Task objective: Extract the lines of the material below, beginning with the first and ending with the line that holds "import React from". Skip every picture.

Interface markup and scripts
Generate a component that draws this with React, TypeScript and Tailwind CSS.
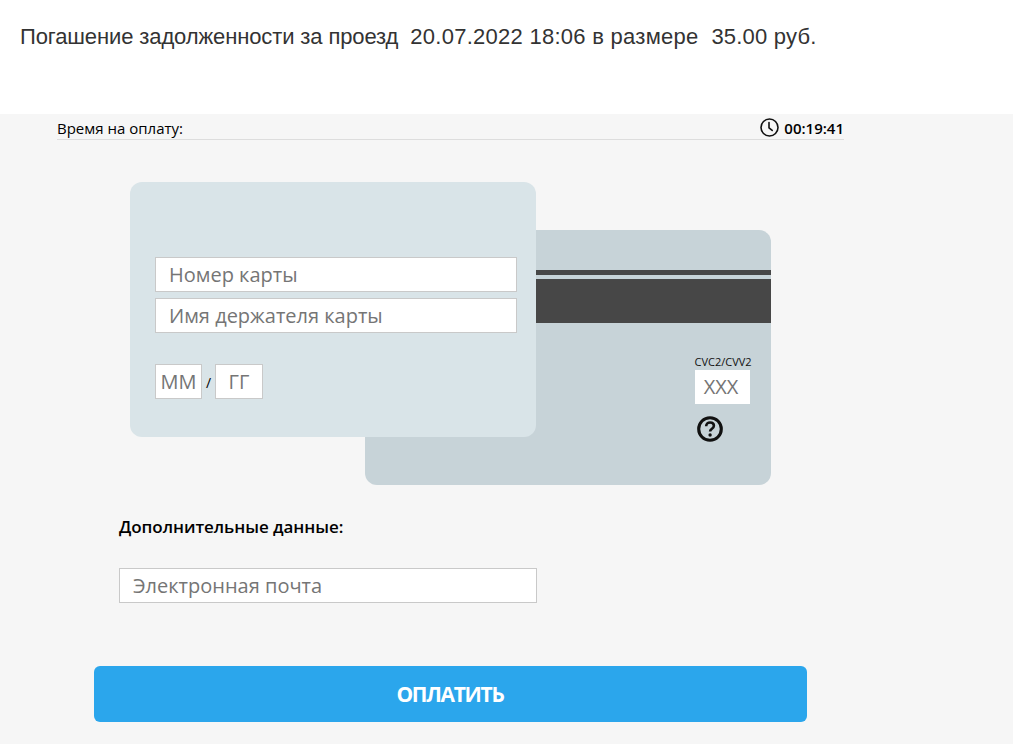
import React from "react";

function Field({ w, text, pl = "pl-[13px]", size = "text-[20px]", center = false, h = "h-[35px]" }: { w: string; text: string; pl?: string; size?: string; center?: boolean; h?: string }) {
  return (
    <div className={`${w} ${h} bg-white border border-[#c9c9c9] flex items-center ${center ? "justify-center" : pl} ${size} text-[#757575] leading-none`}>
      {text}
    </div>
  );
}

export default function App() {
  return (
    <div className="w-[1029px] h-[744px] bg-white overflow-hidden text-black" style={{ fontFamily: '"Open Sans", "Noto Sans", sans-serif' }}>
      <div className="h-[114px] pl-[20px] pt-[22px] text-[22px] leading-[30px] text-[#333333] whitespace-pre" style={{ fontFamily: '"Liberation Sans", Arial, sans-serif' }}>
        <span className="tracking-[-0.12px]">{"Погашение задолженности за проезд  "}</span>
        <span className="tracking-[0.27px]">{"20.07.2022 18:06 в размере  "}</span>
        <span className="tracking-[0.2px]">{"35.00 руб."}</span>
      </div>

      <div className="w-[1013px] h-[630px] bg-[#f6f6f6] flex flex-col items-start">
        <div className="ml-[57px] w-[787px] h-[26px] border-b border-[#dddddd] flex items-center justify-between text-[15px] leading-none">
          <span className="mt-[3px]">Время на оплату:</span>
          <span className="flex items-center gap-[5px] font-semibold">
            <svg className="mt-[2px]" width="19" height="19" viewBox="0 0 19 19" fill="none" stroke="#111" strokeWidth="1.6" strokeLinecap="round">
              <circle cx="9.5" cy="9.5" r="8.5" />
              <path d="M9 4.5v5.3l3.2 2.6" />
            </svg>
            <span className="mt-[3px]">00:19:41</span>
          </span>
        </div>

        <div className="relative ml-[130px] mt-[42px] w-[641px] h-[303px]">
          <div className="absolute left-[235px] top-[48px] w-[406px] h-[255px] rounded-[12px] bg-[#c7d3d8] pt-[40px] flex flex-col">
            <div className="h-[5px] bg-[#474747]" />
            <div className="h-[44px] mt-[4px] bg-[#474747]" />
            <div className="ml-[330px] mt-[33px] w-[55px] flex flex-col items-center">
              <div className="text-[11px] leading-[14px] -mt-[1px] mb-[1px] ml-[1px] whitespace-nowrap text-[#111]">CVC2/CVV2</div>
              <div className="w-[55px] h-[34px] bg-white flex items-center justify-center pr-[3px] text-[20px] leading-none text-[#757575]">XXX</div>
              <svg className="self-start mt-[11px] ml-[1px]" width="28" height="28" viewBox="0 0 28 28" fill="none">
                <circle cx="14" cy="14" r="11.3" stroke="#111" strokeWidth="3.1" />
                <path d="M10.2 11.2c0-2.3 1.7-3.7 3.9-3.7s3.8 1.3 3.8 3.3c0 2.9-3.8 2.9-3.8 5.6" stroke="#111" strokeWidth="2.6" />
                <circle cx="14.1" cy="20" r="1.7" fill="#111" />
              </svg>
            </div>
          </div>

          <div className="absolute left-0 top-0 w-[406px] h-[255px] rounded-[12px] bg-[#d9e4e8] pl-[25px] pt-[75px] flex flex-col">
            <Field w="w-[362px]" h="h-[35px]" text="Номер карты" />
            <div className="mt-[6px]">
              <Field w="w-[362px]" h="h-[35px]" text="Имя держателя карты" />
            </div>
            <div className="mt-[31px] flex items-center">
              <Field w="w-[47px]" text="ММ" center />
              <span className="w-[13px] text-center text-[14px] leading-none mt-[2px]">/</span>
              <Field w="w-[48px]" text="ГГ" center />
            </div>
          </div>
        </div>

        <div className="ml-[119px] mt-[31px] text-[17px] leading-[22px] font-semibold tracking-[-0.05px]">Дополнительные данные:</div>
        <div className="ml-[119px] mt-[30px]">
          <Field w="w-[418px]" text="Электронная почта" />
        </div>
        <div className="ml-[94px] mt-[63px] w-[713px] h-[56px] rounded-[6px] bg-[#2ba6ec] flex items-center justify-center text-white text-[21px] font-bold leading-none -tracking-[1.3px]">
          <span className="mr-[1px]">ОПЛАТИТЬ</span>
        </div>
      </div>
    </div>
  );
}
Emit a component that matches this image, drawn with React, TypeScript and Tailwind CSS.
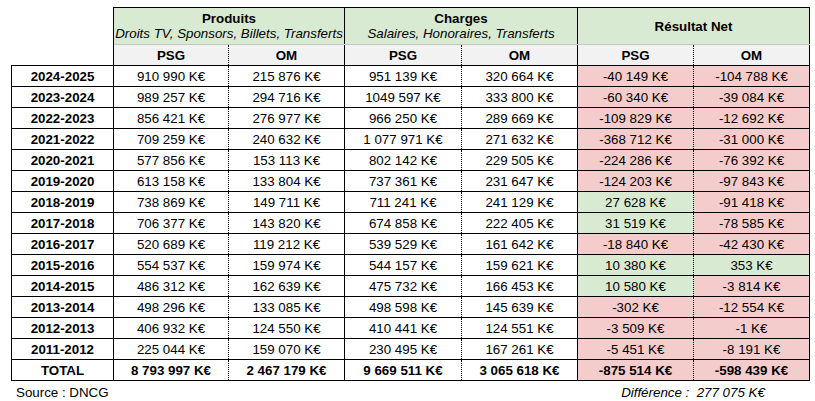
type Row = {
  year: string;
  values: string[];
};

const rows: Row[] = [
  { year: "2024-2025", values: ["910 990 K€", "215 876 K€", "951 139 K€", "320 664 K€", "-40 149 K€", "-104 788 K€"] },
  { year: "2023-2024", values: ["989 257 K€", "294 716 K€", "1049 597 K€", "333 800 K€", "-60 340 K€", "-39 084 K€"] },
  { year: "2022-2023", values: ["856 421 K€", "276 977 K€", "966 250 K€", "289 669 K€", "-109 829 K€", "-12 692 K€"] },
  { year: "2021-2022", values: ["709 259 K€", "240 632 K€", "1 077 971 K€", "271 632 K€", "-368 712 K€", "-31 000 K€"] },
  { year: "2020-2021", values: ["577 856 K€", "153 113 K€", "802 142 K€", "229 505 K€", "-224 286 K€", "-76 392 K€"] },
  { year: "2019-2020", values: ["613 158 K€", "133 804 K€", "737 361 K€", "231 647 K€", "-124 203 K€", "-97 843 K€"] },
  { year: "2018-2019", values: ["738 869 K€", "149 711 K€", "711 241 K€", "241 129 K€", "27 628 K€", "-91 418 K€"] },
  { year: "2017-2018", values: ["706 377 K€", "143 820 K€", "674 858 K€", "222 405 K€", "31 519 K€", "-78 585 K€"] },
  { year: "2016-2017", values: ["520 689 K€", "119 212 K€", "539 529 K€", "161 642 K€", "-18 840 K€", "-42 430 K€"] },
  { year: "2015-2016", values: ["554 537 K€", "159 974 K€", "544 157 K€", "159 621 K€", "10 380 K€", "353 K€"] },
  { year: "2014-2015", values: ["486 312 K€", "162 639 K€", "475 732 K€", "166 453 K€", "10 580 K€", "-3 814 K€"] },
  { year: "2013-2014", values: ["498 296 K€", "133 085 K€", "498 598 K€", "145 639 K€", "-302 K€", "-12 554 K€"] },
  { year: "2012-2013", values: ["406 932 K€", "124 550 K€", "410 441 K€", "124 551 K€", "-3 509 K€", "-1 K€"] },
  { year: "2011-2012", values: ["225 044 K€", "159 070 K€", "230 495 K€", "167 261 K€", "-5 451 K€", "-8 191 K€"] },
];

const total = ["8 793 997 K€", "2 467 179 K€", "9 669 511 K€", "3 065 618 K€", "-875 514 K€", "-598 439 K€"];

// PSG columns get a dotted separator, OM columns close the group with a solid line
const sep = (i: number) =>
  i % 2 === 0 ? "border-r border-r-black [border-right-style:dotted]" : "border-r border-r-black";

const resultBg = (v: string) => (v.startsWith("-") ? "bg-[#f4cccc]" : "bg-[#d9ead3]");

export default function App() {
  return (
    <div
      className="w-[815px] h-[401px] bg-white pl-[11px] pt-[7px] text-[13.33px] text-black"
      style={{ fontFamily: '"Liberation Sans", Arial, sans-serif' }}
    >
      <table className="table-fixed border-collapse leading-[15px]">
        <colgroup>
          <col className="w-[102px]" />
          <col className="w-[115px]" />
          <col className="w-[116px]" />
          <col className="w-[117px]" />
          <col className="w-[116px]" />
          <col className="w-[116px]" />
          <col className="w-[116px]" />
        </colgroup>
        <thead>
          <tr className="bg-[#d9ead3]">
            <th className="bg-white border-r border-black p-0" />
            <th colSpan={2} className="h-[37px] p-0 border-t border-r border-black border-b border-b-[#c6c6c6]">
              <div className="font-bold">Produits</div>
              <div className="italic font-normal">Droits TV, Sponsors, Billets, Transferts</div>
            </th>
            <th colSpan={2} className="h-[37px] p-0 border-t border-r border-black border-b border-b-[#c6c6c6]">
              <div className="font-bold">Charges</div>
              <div className="italic font-normal">Salaires, Honoraires, Transferts</div>
            </th>
            <th colSpan={2} className="h-[37px] p-0 border-t border-r border-black border-b border-b-[#c6c6c6] font-bold">
              Résultat Net
            </th>
          </tr>
          <tr className="bg-[#f2f2f2] font-bold">
            <th className="bg-white border-r border-b border-black p-0" />
            {["PSG", "OM", "PSG", "OM", "PSG", "OM"].map((t, i) => (
              <th key={i} className={`h-[21px] p-0 border-b border-b-black ${sep(i)}`}>
                {t}
              </th>
            ))}
          </tr>
        </thead>
        <tbody>
          {rows.map((r) => (
            <tr key={r.year}>
              <td className="h-[21px] p-0 text-center font-bold border-l border-r border-b border-black">{r.year}</td>
              {r.values.map((v, i) => (
                <td
                  key={i}
                  className={`h-[21px] p-0 text-center border-b border-b-black ${i >= 4 ? resultBg(v) : ""} ${sep(i)}`}
                >
                  {v}
                </td>
              ))}
            </tr>
          ))}
          <tr className="font-bold">
            <td className="h-[21px] p-0 text-center border-l border-r border-b border-black">TOTAL</td>
            {total.map((v, i) => (
              <td
                key={i}
                className={`h-[21px] p-0 text-center border-b border-b-black ${i >= 4 ? "bg-[#f4cccc]" : ""} ${sep(i)}`}
              >
                {v}
              </td>
            ))}
          </tr>
        </tbody>
      </table>
      <div className="flex w-[798px] mt-[2px]">
        <div className="w-[566px] pl-[5px]">Source : DNCG</div>
        <div className="w-[232px] text-center italic">Différence :&nbsp; 277 075 K€</div>
      </div>
    </div>
  );
}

Written answer:
Generate a component that draws this with React, TypeScript and Tailwind CSS.
import React from "react";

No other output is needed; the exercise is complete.